No, Since the range <=2 and >=4 is already covered with above scenario. So, we are left with only one possibility i.e. 3 employee/project.

Hi,

I'm so sorry, but I just don't get it!
I wanted to open a new thread for this question but searched and found this one.

I understand that 40% of the projects will have 3 employees.
35% have 2 or less : ok.

But what bothers me is the 25% that have 4 or more. It could be any number above 4...
So how could we say that median is 3 ?

Of course 40>25 and 40>35 but that doesn't mean the median will be the number of employees in the 40% (3)!
Help please!

bowen380 wrote:Hi,

I'm so sorry, but I just don't get it!
I wanted to open a new thread for this question but searched and found this one.

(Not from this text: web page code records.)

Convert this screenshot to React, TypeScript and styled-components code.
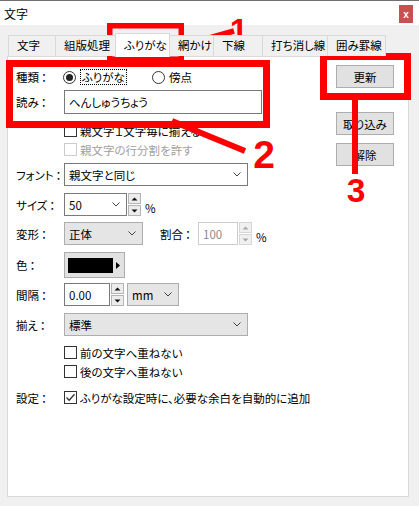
import React from 'react';
import styled, { createGlobalStyle } from 'styled-components';

const GlobalStyle = createGlobalStyle`
  html, body {
    margin: 0;
    padding: 0;
  }
  body {
    width: 419px;
    height: 506px;
    overflow: hidden;
    background: #f0f0f0;
    font-family: "Noto Sans CJK JP", "Noto Sans", sans-serif;
    font-size: 11.5px;
    font-feature-settings: "palt";
    color: #000;
  }
`;

const tabs = [
  { label: '文字', w: 48 },
  { label: '組版処理', w: 61 },
  { label: 'ふりがな', w: 55, active: true },
  { label: '網かけ', w: 45 },
  { label: '下線', w: 50 },
  { label: '打ち消し線', w: 66 },
  { label: '囲み罫線', w: 59 },
];

function Chevron() {
  return (
    <svg width="8" height="5" viewBox="0 0 8 5">
      <polyline points="0.5,0.5 4,4 7.5,0.5" fill="none" stroke="#444" strokeWidth="1" />
    </svg>
  );
}

function Arrow({ up, disabled }: { up?: boolean; disabled?: boolean }) {
  return (
    <svg width="7" height="4" viewBox="0 0 7 4">
      <polygon
        points={up ? '0.5,3.5 3.5,0.5 6.5,3.5' : '0.5,0.5 3.5,3.5 6.5,0.5'}
        fill={disabled ? '#a8a8a8' : '#111'}
      />
    </svg>
  );
}

function Spinner({ disabled }: { disabled?: boolean }) {
  return (
    <Spin>
      <SpinBtn $disabled={disabled}>
        <Arrow up disabled={disabled} />
      </SpinBtn>
      <SpinBtn $disabled={disabled}>
        <Arrow disabled={disabled} />
      </SpinBtn>
    </Spin>
  );
}

function Check({ label, checked, disabled }: { label: string; checked?: boolean; disabled?: boolean }) {
  return (
    <CheckWrap $disabled={disabled}>
      <Box $disabled={disabled}>
        {checked && (
          <svg width="11" height="11" viewBox="0 0 11 11">
            <polyline points="1.5,5.5 4.2,8.3 9.5,2.2" fill="none" stroke="#333" strokeWidth="1.3" />
          </svg>
        )}
      </Box>
      {label}
    </CheckWrap>
  );
}

function Label({ text, sub }: { text: string; sub?: boolean }) {
  const Wrap = sub ? SubLabelBox : LabelBox;
  return (
    <Wrap>
      {text}
      <Colon>：</Colon>
    </Wrap>
  );
}

export default function App(): JSX.Element {
  return (
    <Window>
      <GlobalStyle />
      <TitleBar>
        <span>文字</span>
        <Close>x</Close>
      </TitleBar>
      <Body>
        <TabStrip>
          {tabs.map((t) => (
            <Tab key={t.label} $w={t.w} $active={t.active}>
              {t.label}
            </Tab>
          ))}
        </TabStrip>
        <Panel>
          <Form>
            <Row>
              <Label text="種類" />
              <RadioItem $w={90}>
                <Radio $on />
                <Focus>ふりがな</Focus>
              </RadioItem>
              <RadioItem>
                <Radio />
                <span>傍点</span>
              </RadioItem>
            </Row>
            <Row $mt={1}>
              <Label text="読み" />
              <Field $w={198} $h={24}>へんしゅうちょう</Field>
            </Row>
            <Row $mt={7} $h={19} $indent>
              <Check label="親文字１文字毎に揃える" />
            </Row>
            <Row $h={19} $indent>
              <Check label="親文字の行分割を許す" disabled />
            </Row>
            <Row $mt={4} $h={23}>
              <Label text="フォント" />
              <Field $w={184}>
                親文字と同じ
                <Chevron />
              </Field>
            </Row>
            <Row $mt={7} $h={23}>
              <Label text="サイズ" />
              <Field $w={63}>
                50
                <Chevron />
              </Field>
              <Spinner />
              <Unit>%</Unit>
            </Row>
            <Row $mt={6} $h={23}>
              <Label text="変形" />
              <Drop $w={79}>
                正体
                <Chevron />
              </Drop>
              <Label text="割合" sub />
              <Field $w={40} $disabled>
                100
              </Field>
              <Spinner disabled />
              <Unit>%</Unit>
            </Row>
            <Row $mt={7} $h={26}>
              <Label text="色" />
              <ColorBtn>
                <Swatch />
                <svg width="4" height="7" viewBox="0 0 4 7">
                  <polygon points="0,0 4,3.5 0,7" fill="#000" />
                </svg>
              </ColorBtn>
            </Row>
            <Row $mt={5} $h={23}>
              <Label text="間隔" />
              <Field $w={46}>0.00</Field>
              <Spinner />
              <Drop $w={52} $ml={3}>
                mm
                <Chevron />
              </Drop>
            </Row>
            <Row $mt={7} $h={23}>
              <Label text="揃え" />
              <Drop $w={184}>
                標準
                <Chevron />
              </Drop>
            </Row>
            <Row $mt={7} $h={19} $indent>
              <Check label="前の文字へ重ねない" />
            </Row>
            <Row $h={19} $indent>
              <Check label="後の文字へ重ねない" />
            </Row>
            <Row $mt={7} $h={19}>
              <Label text="設定" />
              <Check label="ふりがな設定時に、必要な余白を自動的に追加" checked />
            </Row>
          </Form>
          <Buttons>
            <Button>更新</Button>
            <Button $mt={24}>取り込み</Button>
            <Button $mt={8}>解除</Button>
          </Buttons>
        </Panel>
      </Body>

      <Overlay width="419" height="506" viewBox="0 0 419 506">
        <g fill="none" stroke="#ff0000">
          <rect x="109.75" y="25.75" width="71.5" height="33.5" strokeWidth="5.5" />
          <rect x="9.5" y="63.5" width="257" height="61" strokeWidth="7" />
          <rect x="323.5" y="56.5" width="84" height="40" strokeWidth="7" />
          <line x1="181" y1="46" x2="234" y2="31" strokeWidth="5.5" />
          <line x1="172" y1="121" x2="245" y2="151" strokeWidth="6" />
          <line x1="355" y1="97" x2="355" y2="174" strokeWidth="6" />
        </g>
        <g fill="#ff0000" fontFamily="'Liberation Sans', Arial, sans-serif" fontWeight="bold" textAnchor="middle">
          <text x="239" y="42" fontSize="33">1</text>
          <text x="264" y="168" fontSize="39">2</text>
          <text x="356" y="202" fontSize="33.5">3</text>
        </g>
      </Overlay>
    </Window>
  );
}

const Window = styled.div`
  position: relative;
  width: 419px;
  height: 506px;
  display: flex;
  flex-direction: column;
  background: #f0f0f0;
`;

const TitleBar = styled.div`
  box-sizing: border-box;
  height: 25px;
  border-top: 1px solid #707070;
  background: #fff;
  display: flex;
  align-items: center;
  justify-content: space-between;
  padding: 0 6px 0 4px;
  font-size: 12px;
`;

const Close = styled.div`
  width: 14px;
  height: 18px;
  margin-top: 2px;
  background: #c75050;
  color: #fff;
  font-family: "Liberation Sans", Arial, sans-serif;
  font-weight: bold;
  font-size: 10px;
  display: flex;
  align-items: center;
  justify-content: center;
`;

const Body = styled.div`
  flex: 1;
  display: flex;
  flex-direction: column;
  padding: 8px 10px 9px 7px;
`;

const TabStrip = styled.div`
  position: relative;
  z-index: 1;
  height: 24px;
  margin-bottom: -1px;
  padding-left: 1px;
  display: flex;
  align-items: flex-end;
`;

const Tab = styled.div<{ $w: number; $active?: boolean }>`
  box-sizing: border-box;
  width: ${(p) => p.$w}px;
  height: ${(p) => (p.$active ? 24 : 21)}px;
  margin-bottom: ${(p) => (p.$active ? 0 : 1)}px;
  margin-right: -1px;
  position: relative;
  z-index: ${(p) => (p.$active ? 2 : 1)};
  border: 1px solid #d9d9d9;
  border-bottom: none;
  background: ${(p) => (p.$active ? '#fff' : '#f0f0f0')};
  padding: ${(p) => (p.$active ? '3px 0 0 8px' : '1px 0 0 8px')};
  line-height: 17px;
  white-space: nowrap;
`;

const Panel = styled.div`
  flex: 1;
  display: flex;
  background: #fff;
  border: 1px solid #d9d9d9;
  padding: 8px 14px 0 8px;
`;

const Form = styled.div`
  flex: 1;
  display: flex;
  flex-direction: column;
`;

const Row = styled.div<{ $mt?: number; $h?: number; $indent?: boolean }>`
  display: flex;
  align-items: center;
  height: ${(p) => p.$h ?? 24}px;
  margin-top: ${(p) => p.$mt ?? 0}px;
  padding-left: ${(p) => (p.$indent ? 48 : 0)}px;
  white-space: nowrap;
`;

const LabelBox = styled.span`
  width: 48px;
  flex: none;
`;

const SubLabelBox = styled.span`
  width: 38px;
  margin-left: 17px;
  flex: none;
`;

const Colon = styled.span`
  margin-left: 2px;
`;

const RadioItem = styled.div<{ $w?: number }>`
  display: flex;
  align-items: center;
  width: ${(p) => (p.$w ? `${p.$w}px` : 'auto')};
  margin-left: -1px;
`;

const Radio = styled.span<{ $on?: boolean }>`
  box-sizing: border-box;
  width: 13px;
  height: 13px;
  border-radius: 50%;
  border: 1px solid #333;
  background: #fff;
  margin-right: 4px;
  display: flex;
  align-items: center;
  justify-content: center;
  &::after {
    content: '';
    display: ${(p) => (p.$on ? 'block' : 'none')};
    width: 7px;
    height: 7px;
    border-radius: 50%;
    background: #222;
  }
`;

const Focus = styled.span`
  border: 1px dotted #000;
  padding: 0 1px;
  line-height: 14px;
`;

const Field = styled.div<{ $w: number; $h?: number; $disabled?: boolean }>`
  box-sizing: border-box;
  width: ${(p) => p.$w}px;
  height: ${(p) => p.$h ?? 23}px;
  border: 1px solid ${(p) => (p.$disabled ? '#cccccc' : '#7a7a7a')};
  background: #fff;
  color: ${(p) => (p.$disabled ? '#8a8a8a' : '#000')};
  padding: 0 6px 0 4px;
  display: flex;
  align-items: center;
  justify-content: space-between;
`;

const Drop = styled.div<{ $w: number; $ml?: number }>`
  box-sizing: border-box;
  width: ${(p) => p.$w}px;
  height: 23px;
  margin-left: ${(p) => p.$ml ?? 0}px;
  border: 1px solid #adadad;
  background: #e5e5e5;
  padding: 0 6px 0 4px;
  display: flex;
  align-items: center;
  justify-content: space-between;
`;

const Spin = styled.div`
  width: 13px;
  height: 23px;
  margin-left: 1px;
  display: flex;
  flex-direction: column;
  justify-content: space-between;
`;

const SpinBtn = styled.div<{ $disabled?: boolean }>`
  box-sizing: border-box;
  height: 11px;
  border: 1px solid ${(p) => (p.$disabled ? '#d6d6d6' : '#b4b4b4')};
  background: ${(p) => (p.$disabled ? '#f0f0f0' : '#ececec')};
  display: flex;
  align-items: center;
  justify-content: center;
`;

const Unit = styled.span`
  align-self: flex-end;
  margin-left: 4px;
  line-height: 15px;
`;

const ColorBtn = styled.div`
  box-sizing: border-box;
  width: 61px;
  height: 26px;
  border: 1px solid #adadad;
  background: #e1e1e1;
  padding: 0 0 0 3px;
  display: flex;
  align-items: center;
  gap: 3px;
`;

const Swatch = styled.div`
  width: 45px;
  height: 15px;
  background: #000;
`;

const CheckWrap = styled.label<{ $disabled?: boolean }>`
  display: flex;
  align-items: center;
  color: ${(p) => (p.$disabled ? '#a0a0a0' : '#000')};
`;

const Box = styled.span<{ $disabled?: boolean }>`
  box-sizing: border-box;
  width: 13px;
  height: 13px;
  border: 1px solid ${(p) => (p.$disabled ? '#cccccc' : '#333')};
  background: #fff;
  margin-right: 3px;
  display: flex;
  align-items: center;
  justify-content: center;
`;

const Buttons = styled.div`
  width: 58px;
  display: flex;
  flex-direction: column;
`;

const Button = styled.div<{ $mt?: number }>`
  box-sizing: border-box;
  height: 23px;
  margin-top: ${(p) => p.$mt ?? 0}px;
  border: 1px solid #adadad;
  background: #e1e1e1;
  display: flex;
  align-items: center;
  justify-content: center;
`;

const Overlay = styled.svg`
  position: absolute;
  top: 0;
  left: 0;
  pointer-events: none;
`;
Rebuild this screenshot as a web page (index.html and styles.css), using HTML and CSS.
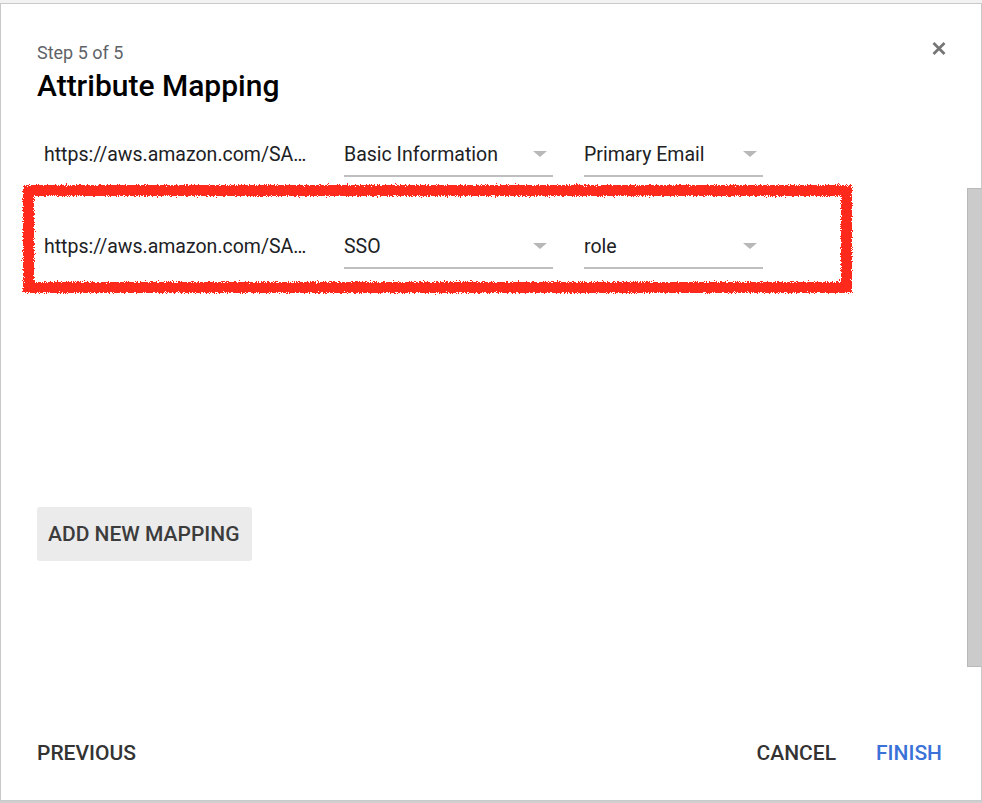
FILE: index.html
```html
<!DOCTYPE html>
<html lang="en">
<head>
<meta charset="utf-8">
<title>Attribute Mapping</title>
<link rel="stylesheet" href="styles.css">
</head>
<body>
<svg class="defs" width="0" height="0" aria-hidden="true">
  <filter id="rough" x="-5%" y="-20%" width="110%" height="140%">
    <feTurbulence type="fractalNoise" baseFrequency="0.9" numOctaves="2" seed="3" result="noise"/>
    <feDisplacementMap in="SourceGraphic" in2="noise" scale="6" xChannelSelector="R" yChannelSelector="G"/>
  </filter>
</svg>
<div class="page-strip">
  <span class="strip-status">Status ▲</span>
  <span class="strip-cert">Certificate</span>
</div>
<div class="dialog">
  <header class="dlg-head">
    <div class="titles">
      <div class="step">Step 5 of 5</div>
      <h1 class="title">Attribute Mapping</h1>
    </div>
    <button class="close" aria-label="Close">
      <svg width="14" height="15" viewBox="0 0 14 15"><path d="M1.5 2 L12.5 13 M12.5 2 L1.5 13" stroke="#757575" stroke-width="2.7" stroke-linecap="butt"/></svg>
    </button>
  </header>
  <div class="dlg-body">
    <div class="content">
      <div class="mapping-list">
        <div class="row">
          <div class="attr">https://aws.amazon.com/SA…</div>
          <div class="select sel-cat"><span>Basic Information</span><i class="caret"></i></div>
          <div class="select sel-field"><span>Primary Email</span><i class="caret"></i></div>
        </div>
        <div class="row">
          <div class="attr">https://aws.amazon.com/SA…</div>
          <div class="select sel-cat"><span>SSO</span><i class="caret"></i></div>
          <div class="select sel-field"><span>role</span><i class="caret"></i></div>
          <span class="annotation"></span>
        </div>
      </div>
      <button class="add-btn">ADD NEW MAPPING</button>
    </div>
    <div class="scrollbar"><div class="thumb"></div></div>
  </div>
  <footer class="dlg-foot">
    <button class="txt-btn">PREVIOUS</button>
    <div class="foot-right">
      <button class="txt-btn">CANCEL</button>
      <button class="txt-btn primary">FINISH</button>
    </div>
  </footer>
</div>
</body>
</html>
```
FILE: styles.css
```css
* { box-sizing: border-box; }
html, body { margin: 0; padding: 0; }
body {
  width: 982px;
  height: 803px;
  overflow: hidden;
  background: #cfcfcf;
  font-family: Roboto, "Noto Sans", Arial, sans-serif;
  color: #202124;
}
.defs { position: absolute; width: 0; height: 0; }

.page-strip {
  height: 3px;
  overflow: hidden;
  background: #f2f2f2;
  display: flex;
  color: #9a9a9a;
  font-size: 17px;
  line-height: 18px;
}
.strip-status, .strip-cert { display: block; margin-top: -15px; }
.strip-status { margin-left: 219px; }
.strip-cert { margin-left: 417px; }

.dialog {
  width: 982px;
  height: 798px;
  background: #fff;
  border: 1px solid #c9c9c9;
  display: flex;
  flex-direction: column;
}

.dlg-head {
  display: flex;
  justify-content: space-between;
  align-items: flex-start;
  padding: 39px 35px 0 36px;
}
.step {
  font-size: 18px;
  line-height: 20px;
  color: #5f6368;
}
.title {
  margin: 6px 0 0;
  font-size: 30px;
  line-height: 34px;
  font-weight: 500;
  color: #000;
}
.close {
  border: 0;
  background: none;
  padding: 0;
  margin-top: -2px;
  width: 14px;
  height: 15px;
  display: block;
}
.close svg { display: block; }

.dlg-body {
  flex: 1;
  display: flex;
  min-height: 0;
}
.content {
  flex: 1;
  padding: 17px 0 0 36px;
}
.mapping-list { display: flex; flex-direction: column; }
.row {
  position: relative;
  height: 92px;
  display: flex;
  align-items: flex-end;
  padding: 0 0 35px 7px;
}
.attr {
  width: 300px;
  font-size: 19.5px;
  line-height: 24px;
  padding-bottom: 10px;
  color: #202124;
  white-space: nowrap;
}
.select {
  display: flex;
  align-items: center;
  justify-content: space-between;
  font-size: 19.5px;
  line-height: 24px;
  padding: 0 6px 8px 0;
  border-bottom: 2px solid #bfbfbf;
  color: #202124;
}
.sel-cat { width: 209px; margin-right: 31px; }
.sel-field { width: 179px; }
.caret {
  width: 0;
  height: 0;
  border-left: 7px solid transparent;
  border-right: 7px solid transparent;
  border-top: 6px solid #b8b8b8;
  margin-top: -2px;
}
.annotation {
  position: absolute;
  left: -14px;
  top: -27px;
  width: 829px;
  height: 108px;
  border: 11px solid #ff2c1f;
  filter: url(#rough);
  pointer-events: none;
}

.add-btn {
  margin-top: 203px;
  height: 54px;
  padding: 0 13px 0 11px;
  border: 0;
  border-radius: 3px;
  background: #ebebeb;
  font-family: inherit;
  font-size: 21px;
  font-weight: 500;
  color: #3c3c3c;
  letter-spacing: 0;
}

.scrollbar {
  width: 14px;
  padding-top: 85px;
}
.thumb {
  height: 479px;
  background: #cbcbcb;
  border: 1px solid #b9b9b9;
  border-right: 0;
}

.dlg-foot {
  display: flex;
  justify-content: space-between;
  align-items: center;
  padding: 0 39px 35px 36px;
}
.foot-right { display: flex; gap: 40px; }
.txt-btn {
  border: 0;
  background: none;
  padding: 0;
  font-family: inherit;
  font-size: 21px;
  line-height: 24px;
  font-weight: 500;
  color: #333;
}
.txt-btn.primary { color: #3a72d8; }
```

I understand that 40% of the projects will have 3 employees.
35% have 2 or less : ok.

But what bothers me is the 25% that have 4 or more. It could be any number above 4...
So how could we say that median is 3 ?

Of course 40>25 and 40>35 but that doesn't mean the median will be the number of employees in the 40% (3)!
Help please!

You may be confusing median with arithmetic mean.

The median is the middle term of an ordered set. The values of the other terms is irrelevant when calculating the median.

For example:

{2, 2, 2, 2, 3, 3, 3, 3, 3, 4, 4, 4, 4}

and

{2, 2, 2, 2, 3, 3, 3, 3, 3, 100, 1000, 10000, 100000}

both have medians of 3.

* * *

(As a small aside: if there's an odd number of terms, the median is the middle term; if there's an even number of terms, the median is the arithmetic mean of the two middle terms.)

Well thank you very much! It's clear in my mind now. As a french person, it has been quite difficult to differentiate all these new terms. And I kept confusing mean and median. Anyway thanks, see you in another topic!